BOARD OF COM'RS OF BLAINE COUNTY

Syllabus

¶0 1. EJECTMENT--Defendant's possession admitted by his denial of plaintiff's title.
Where, in an action of ejectment, the defendant denies the plaintiff's title to the property, he is deemed to have thereby admitted his own possession of it, and upon a trial of the cause the insufficiency of the evidence to establish that fact constitutes no ground for sustaining his demurrer to the evidence or motion for a directed verdict.
2. SAME--Rejection of evidence to show defendant was not in possession was not error.
In view of the foregoing, the refusal of the trial court to allow the introduction of evidence offered to show that the defendant was not in possession when the action was instituted constitutes no cause for reversing the judgment for plaintiff.

Appeal from District Court, Blaine County; W. P. Keen, Judge.

Action by the Board of County Commissioners of Blaine County against George F. Dusbabek. Judgment for plaintiff, and defendant appeals.

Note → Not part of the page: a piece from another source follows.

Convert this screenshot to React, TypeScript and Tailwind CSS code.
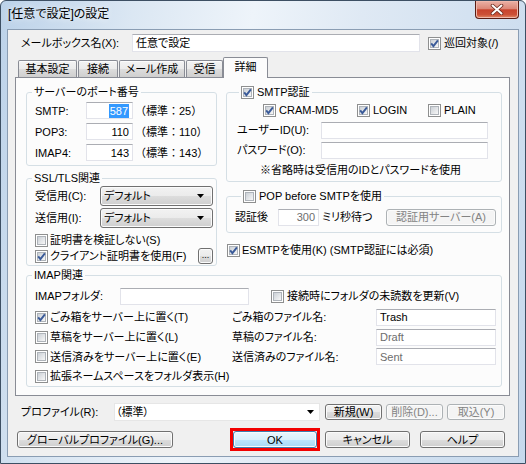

Affirmed.

Falkenstine & Fisher and I. H. Lookabaugh, all of Watonga, for plaintiff in error.
Nelson Crow, County Atty., of Blaine County, of Watonga, for defendant in error.

DAVISON, J.

¶1 This appeal concerns an action of ejectment wherein the defendant in error, as plaintiff, recovered a judgment in accord with the verdict of a jury for its costs and possession of a city lot from the plaintiff in error, as defendant.

¶2 Both parties will hereinafter be referred to as they were designated in the trial court.

¶3 In the first two propositions of the defendant's brief, it is asserted that the trial court erred in submitting the cause to the jury on account of the alleged insufficiency of the evidence to establish the defendant's wrongful possession of the property. To demonstrate the necessity of such proof, our attention is directed to section 593, O. S. 1931 (12 Okla. St. Ann. § 1143), as well as the cases of Winters v. Birch, 169 Okla. 237, 36 P.2d 907, and Gentry et al. v. McCurry et al., 134 Okla. 182, 273 P. 222. These authorities are in accord with the general rule that such proof is necessary in an action of ejectment, but that rule is not applicable to the present case. Here, the issues were joined by defendant's answer to plaintiff's amended petition. The latter contained the customary allegations of plaintiff's title or ownership, and its right to immediate possession, as well as the assertion that the defendant was unlawfully withholding possession of the property. The answer contained a specific denial of the latter allegation, but it also contained a denial of "each and every" allegation of the amended petition. The latter or general denial was, of course, a denial of plaintiff's title or ownership along with the other allegations of the amended petition; and constituted an admission of the defendant's possession. See section 593, O. S. 1931, supra; Gentry et al. v. McCurry et al., supra. Defendant's possession being an admitted fact according to the pleadings, proof thereof was unnecessary. As the defendant does not here challenge the proof as to plaintiff's title or right to possession, the foregoing conclusion is decisive of the defendant's propositions dealing with the trial court's alleged error in overruling his demurrer to the evidence and motion for a directed verdict.

¶4 The only other alleged error complained of is the court's refusal to allow defendant's counsel to introduce into the evidence of the case a deed by which the defendant and his wife purported to convey the premises to their son in the year 1928. The theory on which this is said to have been competent evidence is that it would have tended to show that defendant had not been in possession of the property since the year named. In view of our demonstration that the defendant's possession was not a disputed issue in the case, it is manifest that the trial court committed no error in the ruling complained of.

¶5 As we have found no merit in either of the alleged errors urged for a reversal of the trial court's judgment, the same is hereby affirmed.

¶6 CORN, V. C. J., and OSBORN, GIBSON, and HURST, JJ., concur.